The EE Department Welcomes Assistant Professor Savannah Eisner

May 06, 2023

Savannah’s research is focused on the development of novel device technologies in next-generation material families like wide bandgap and ultra-wide bandgap semiconductors. She is interested in harnessing the exciting capabilities of these emerging materials to fill the growing demand for reliable micro/nanoelectronic sensors and systems that can operate without the need for bulky and expensive thermal management. She is focused on pushing device operation beyond the limits of conventional silicon electronics by investigating innovative device architectures and deploying them into systems. Critical new frontiers that can benefit from such advancements include robotic planetary exploration, environmental monitoring, hypersonic aircrafts, and quantum computing.

Savannah is passionate about her current work with NASA collaborators addressing the need for uncooled electronics that can operate on the hostile surface of Venus. Historical and proposed missions to Venus have been limited in scope and duration by the lack of robust microelectronics. Traditional semiconductor technology cannot survive on Venus without active cooling, which is not sustainable due to scalding surface temperatures >465 °C. To address this technology gap and enable extended duration Venus exploration, Savannah has demonstrated the use of wide bandgap device technology including sensors, MEMS resonators, and transistors. She is the recipient of an IEEE Aerospace Best Paper Award for this research.

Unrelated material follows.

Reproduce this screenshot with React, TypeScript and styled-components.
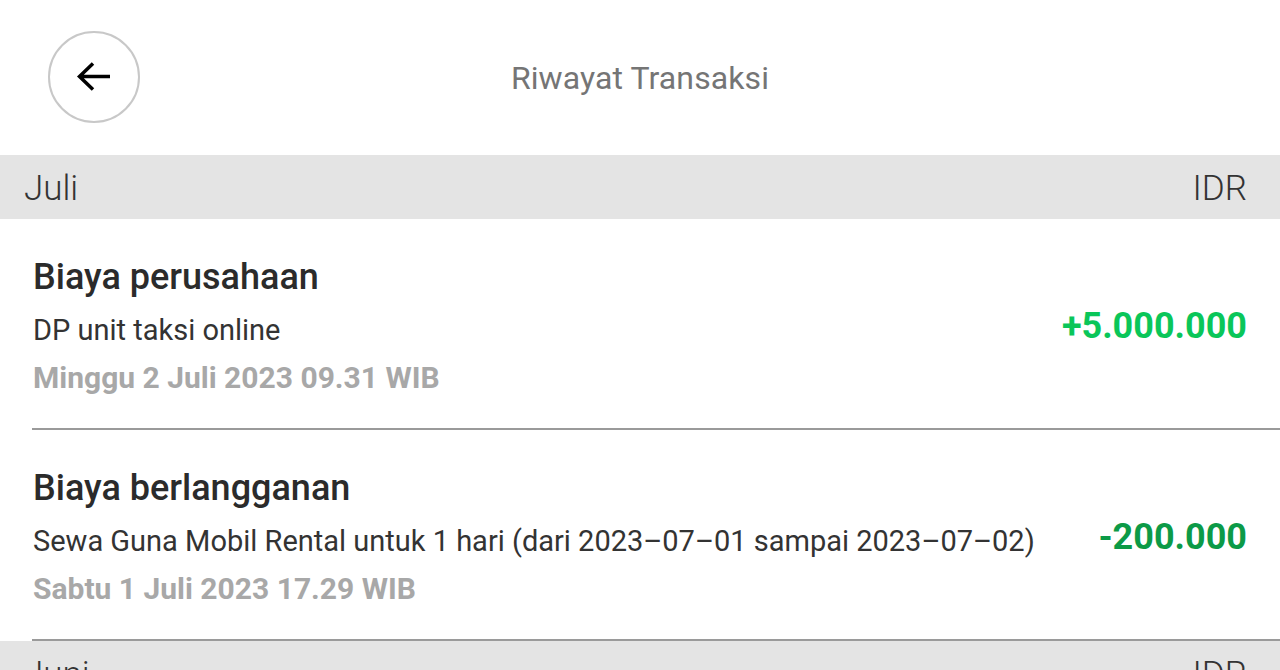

Prior to joining the EE Department at Columbia, Savannah received the B.S. degree in electrical engineering from Villanova University in 2017, and the M.S. and Ph.D. degrees in electrical engineering from Stanford University in 2020 and 2023, respectively.  During graduate school, Savannah was awarded the NSF Graduate Research Fellowship and the Future Technical Leaders Fellowship of the NSF Engineering Research Center for Power Optimization of Electro-Thermal Systems. Most recently, Savannah was a postdoctoral scholar in the Extreme Environment Microsystems Laboratory in the Department of Aeronautics and Astronautics at Stanford University.